(Data extracted from a collection)
## begin
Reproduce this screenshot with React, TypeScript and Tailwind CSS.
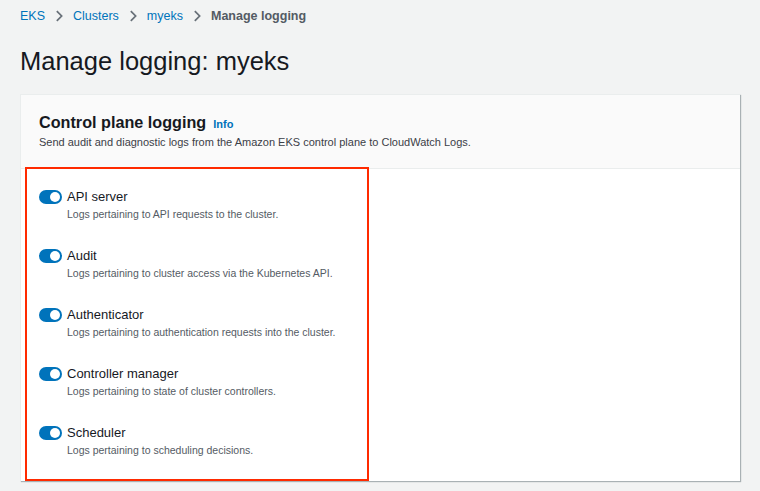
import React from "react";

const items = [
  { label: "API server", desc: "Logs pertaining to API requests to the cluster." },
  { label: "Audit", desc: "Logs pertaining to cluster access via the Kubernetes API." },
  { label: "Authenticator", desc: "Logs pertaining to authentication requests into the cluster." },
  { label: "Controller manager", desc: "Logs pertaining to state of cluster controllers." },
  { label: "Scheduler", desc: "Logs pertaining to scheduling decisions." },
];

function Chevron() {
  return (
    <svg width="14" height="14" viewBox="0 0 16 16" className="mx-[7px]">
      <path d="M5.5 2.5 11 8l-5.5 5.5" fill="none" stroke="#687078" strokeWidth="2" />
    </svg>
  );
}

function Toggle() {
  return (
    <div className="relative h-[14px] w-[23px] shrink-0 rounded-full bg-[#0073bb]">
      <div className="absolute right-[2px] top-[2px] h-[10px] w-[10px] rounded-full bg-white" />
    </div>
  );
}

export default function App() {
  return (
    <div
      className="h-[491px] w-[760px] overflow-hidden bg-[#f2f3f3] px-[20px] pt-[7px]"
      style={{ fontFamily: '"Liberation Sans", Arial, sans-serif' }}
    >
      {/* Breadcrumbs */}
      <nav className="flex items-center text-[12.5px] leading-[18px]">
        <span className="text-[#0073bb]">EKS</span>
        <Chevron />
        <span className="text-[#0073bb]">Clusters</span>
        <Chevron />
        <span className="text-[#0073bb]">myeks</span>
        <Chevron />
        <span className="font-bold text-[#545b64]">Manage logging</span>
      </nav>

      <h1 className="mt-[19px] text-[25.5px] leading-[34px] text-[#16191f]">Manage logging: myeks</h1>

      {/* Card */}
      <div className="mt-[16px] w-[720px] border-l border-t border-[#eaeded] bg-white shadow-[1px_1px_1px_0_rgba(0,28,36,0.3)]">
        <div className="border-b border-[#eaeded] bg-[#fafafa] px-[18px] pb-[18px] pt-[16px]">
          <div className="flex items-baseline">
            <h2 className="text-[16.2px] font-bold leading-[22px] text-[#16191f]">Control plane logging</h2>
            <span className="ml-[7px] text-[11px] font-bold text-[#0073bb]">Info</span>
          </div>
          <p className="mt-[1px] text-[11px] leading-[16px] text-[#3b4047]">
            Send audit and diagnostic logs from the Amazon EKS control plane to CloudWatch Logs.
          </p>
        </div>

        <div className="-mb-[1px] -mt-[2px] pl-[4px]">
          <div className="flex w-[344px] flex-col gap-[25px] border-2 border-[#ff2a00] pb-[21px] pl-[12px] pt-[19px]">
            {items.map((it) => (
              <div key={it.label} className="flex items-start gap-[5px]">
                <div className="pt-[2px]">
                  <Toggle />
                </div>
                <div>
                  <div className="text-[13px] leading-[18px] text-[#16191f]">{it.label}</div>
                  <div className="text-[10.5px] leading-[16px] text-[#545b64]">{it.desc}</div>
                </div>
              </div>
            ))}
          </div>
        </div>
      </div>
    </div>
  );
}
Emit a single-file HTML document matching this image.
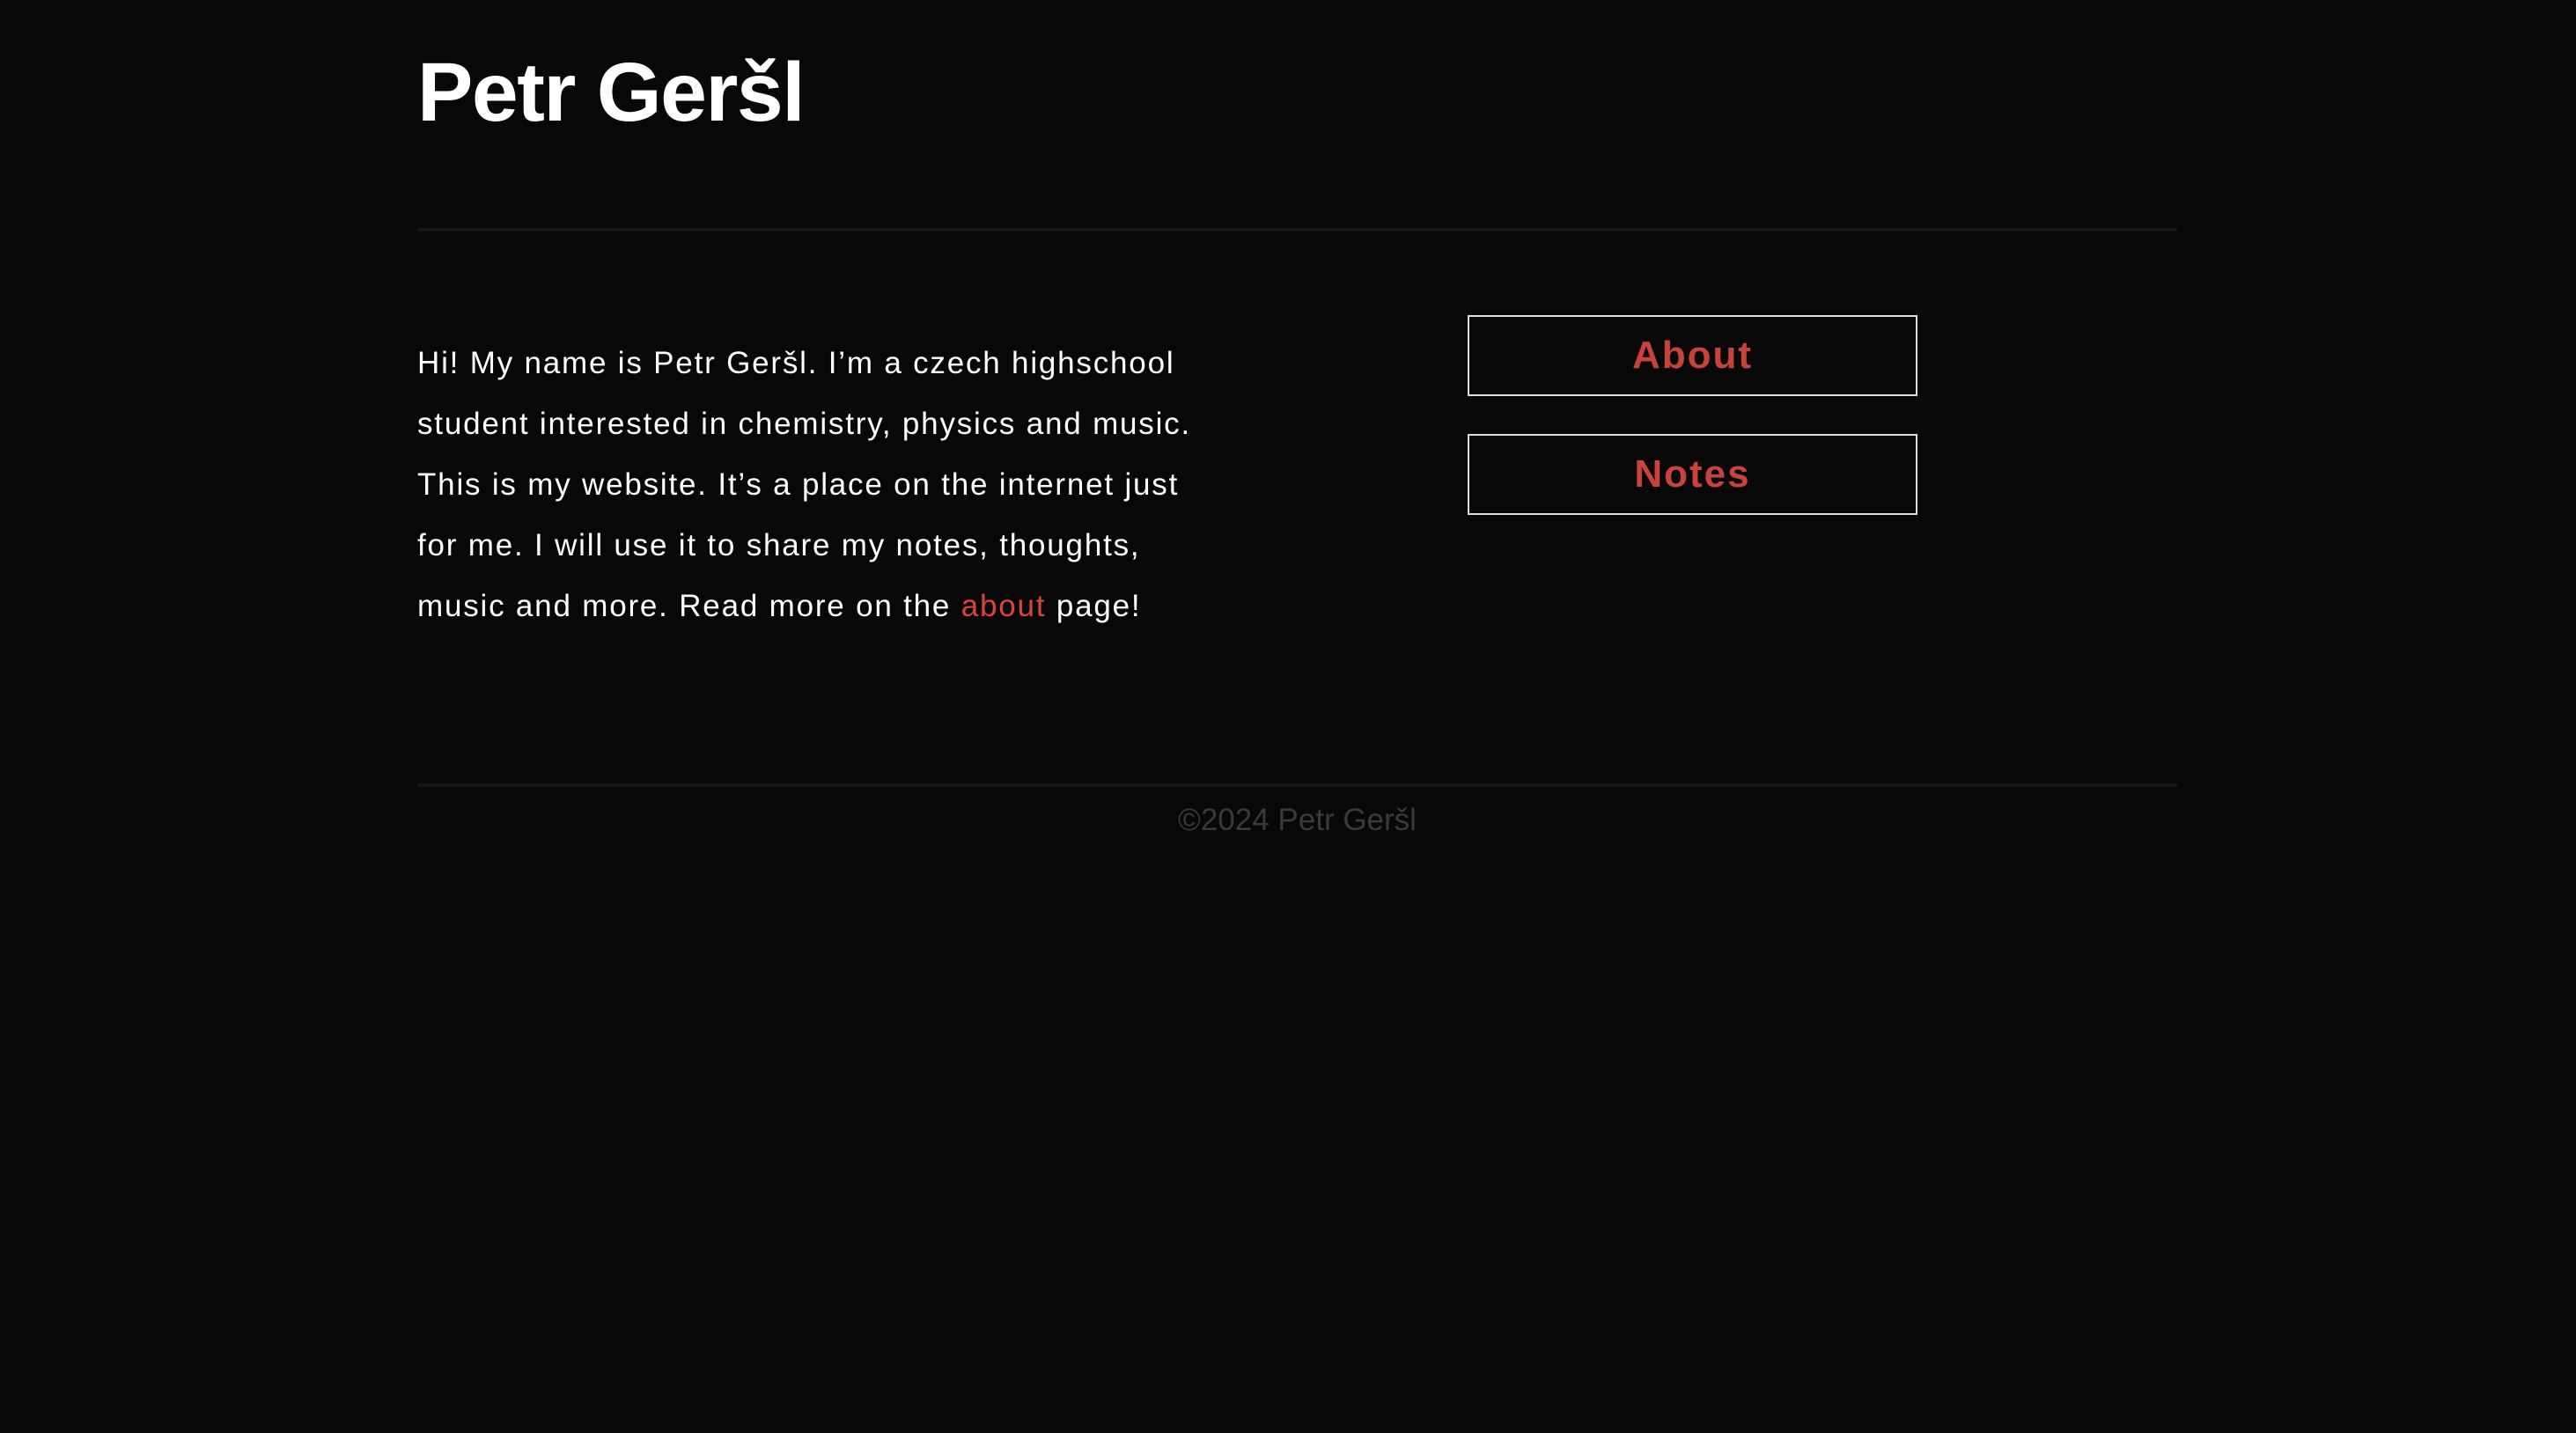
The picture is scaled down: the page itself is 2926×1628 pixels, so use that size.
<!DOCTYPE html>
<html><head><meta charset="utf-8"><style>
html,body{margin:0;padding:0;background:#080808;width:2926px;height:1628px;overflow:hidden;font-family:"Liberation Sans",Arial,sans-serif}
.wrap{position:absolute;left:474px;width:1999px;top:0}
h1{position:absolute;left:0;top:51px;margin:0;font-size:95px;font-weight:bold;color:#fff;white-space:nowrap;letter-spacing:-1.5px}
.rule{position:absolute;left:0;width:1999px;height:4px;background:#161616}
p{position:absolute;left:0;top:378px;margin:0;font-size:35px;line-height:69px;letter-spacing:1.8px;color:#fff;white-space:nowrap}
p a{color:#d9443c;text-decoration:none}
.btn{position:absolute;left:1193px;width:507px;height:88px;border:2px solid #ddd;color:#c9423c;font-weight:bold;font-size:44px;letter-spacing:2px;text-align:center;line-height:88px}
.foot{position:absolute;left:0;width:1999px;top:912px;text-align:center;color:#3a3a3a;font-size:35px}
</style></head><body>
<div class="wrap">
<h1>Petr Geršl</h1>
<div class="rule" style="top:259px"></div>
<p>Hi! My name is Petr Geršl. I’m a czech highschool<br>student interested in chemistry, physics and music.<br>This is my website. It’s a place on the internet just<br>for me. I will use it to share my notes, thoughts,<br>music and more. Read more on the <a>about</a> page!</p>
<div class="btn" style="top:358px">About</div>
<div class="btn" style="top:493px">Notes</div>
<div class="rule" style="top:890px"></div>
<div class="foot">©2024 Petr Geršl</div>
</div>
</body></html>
## end
- [Request] Transcribe the material exactly, keeping every word and none of the pictures.

- [Task solution]
Reproduce this screenshot with React, TypeScript and Tailwind CSS.
import React from "react";

const items = [
  { label: "API server", desc: "Logs pertaining to API requests to the cluster." },
  { label: "Audit", desc: "Logs pertaining to cluster access via the Kubernetes API." },
  { label: "Authenticator", desc: "Logs pertaining to authentication requests into the cluster." },
  { label: "Controller manager", desc: "Logs pertaining to state of cluster controllers." },
  { label: "Scheduler", desc: "Logs pertaining to scheduling decisions." },
];

function Chevron() {
  return (
    <svg width="14" height="14" viewBox="0 0 16 16" className="mx-[7px]">
      <path d="M5.5 2.5 11 8l-5.5 5.5" fill="none" stroke="#687078" strokeWidth="2" />
    </svg>
  );
}

function Toggle() {
  return (
    <div className="relative h-[14px] w-[23px] shrink-0 rounded-full bg-[#0073bb]">
      <div className="absolute right-[2px] top-[2px] h-[10px] w-[10px] rounded-full bg-white" />
    </div>
  );
}

export default function App() {
  return (
    <div
      className="h-[491px] w-[760px] overflow-hidden bg-[#f2f3f3] px-[20px] pt-[7px]"
      style={{ fontFamily: '"Liberation Sans", Arial, sans-serif' }}
    >
      {/* Breadcrumbs */}
      <nav className="flex items-center text-[12.5px] leading-[18px]">
        <span className="text-[#0073bb]">EKS</span>
        <Chevron />
        <span className="text-[#0073bb]">Clusters</span>
        <Chevron />
        <span className="text-[#0073bb]">myeks</span>
        <Chevron />
        <span className="font-bold text-[#545b64]">Manage logging</span>
      </nav>

      <h1 className="mt-[19px] text-[25.5px] leading-[34px] text-[#16191f]">Manage logging: myeks</h1>

      {/* Card */}
      <div className="mt-[16px] w-[720px] border-l border-t border-[#eaeded] bg-white shadow-[1px_1px_1px_0_rgba(0,28,36,0.3)]">
        <div className="border-b border-[#eaeded] bg-[#fafafa] px-[18px] pb-[18px] pt-[16px]">
          <div className="flex items-baseline">
            <h2 className="text-[16.2px] font-bold leading-[22px] text-[#16191f]">Control plane logging</h2>
            <span className="ml-[7px] text-[11px] font-bold text-[#0073bb]">Info</span>
          </div>
          <p className="mt-[1px] text-[11px] leading-[16px] text-[#3b4047]">
            Send audit and diagnostic logs from the Amazon EKS control plane to CloudWatch Logs.
          </p>
        </div>

        <div className="-mb-[1px] -mt-[2px] pl-[4px]">
          <div className="flex w-[344px] flex-col gap-[25px] border-2 border-[#ff2a00] pb-[21px] pl-[12px] pt-[19px]">
            {items.map((it) => (
              <div key={it.label} className="flex items-start gap-[5px]">
                <div className="pt-[2px]">
                  <Toggle />
                </div>
                <div>
                  <div className="text-[13px] leading-[18px] text-[#16191f]">{it.label}</div>
                  <div className="text-[10.5px] leading-[16px] text-[#545b64]">{it.desc}</div>
                </div>
              </div>
            ))}
          </div>
        </div>
      </div>
    </div>
  );
}
Emit a single-file HTML document matching this image.
The picture is scaled down: the page itself is 2926×1628 pixels, so use that size.
<!DOCTYPE html>
<html><head><meta charset="utf-8"><style>
html,body{margin:0;padding:0;background:#080808;width:2926px;height:1628px;overflow:hidden;font-family:"Liberation Sans",Arial,sans-serif}
.wrap{position:absolute;left:474px;width:1999px;top:0}
h1{position:absolute;left:0;top:51px;margin:0;font-size:95px;font-weight:bold;color:#fff;white-space:nowrap;letter-spacing:-1.5px}
.rule{position:absolute;left:0;width:1999px;height:4px;background:#161616}
p{position:absolute;left:0;top:378px;margin:0;font-size:35px;line-height:69px;letter-spacing:1.8px;color:#fff;white-space:nowrap}
p a{color:#d9443c;text-decoration:none}
.btn{position:absolute;left:1193px;width:507px;height:88px;border:2px solid #ddd;color:#c9423c;font-weight:bold;font-size:44px;letter-spacing:2px;text-align:center;line-height:88px}
.foot{position:absolute;left:0;width:1999px;top:912px;text-align:center;color:#3a3a3a;font-size:35px}
</style></head><body>
<div class="wrap">
<h1>Petr Geršl</h1>
<div class="rule" style="top:259px"></div>
<p>Hi! My name is Petr Geršl. I’m a czech highschool<br>student interested in chemistry, physics and music.<br>This is my website. It’s a place on the internet just<br>for me. I will use it to share my notes, thoughts,<br>music and more. Read more on the <a>about</a> page!</p>
<div class="btn" style="top:358px">About</div>
<div class="btn" style="top:493px">Notes</div>
<div class="rule" style="top:890px"></div>
<div class="foot">©2024 Petr Geršl</div>
</div>
</body></html>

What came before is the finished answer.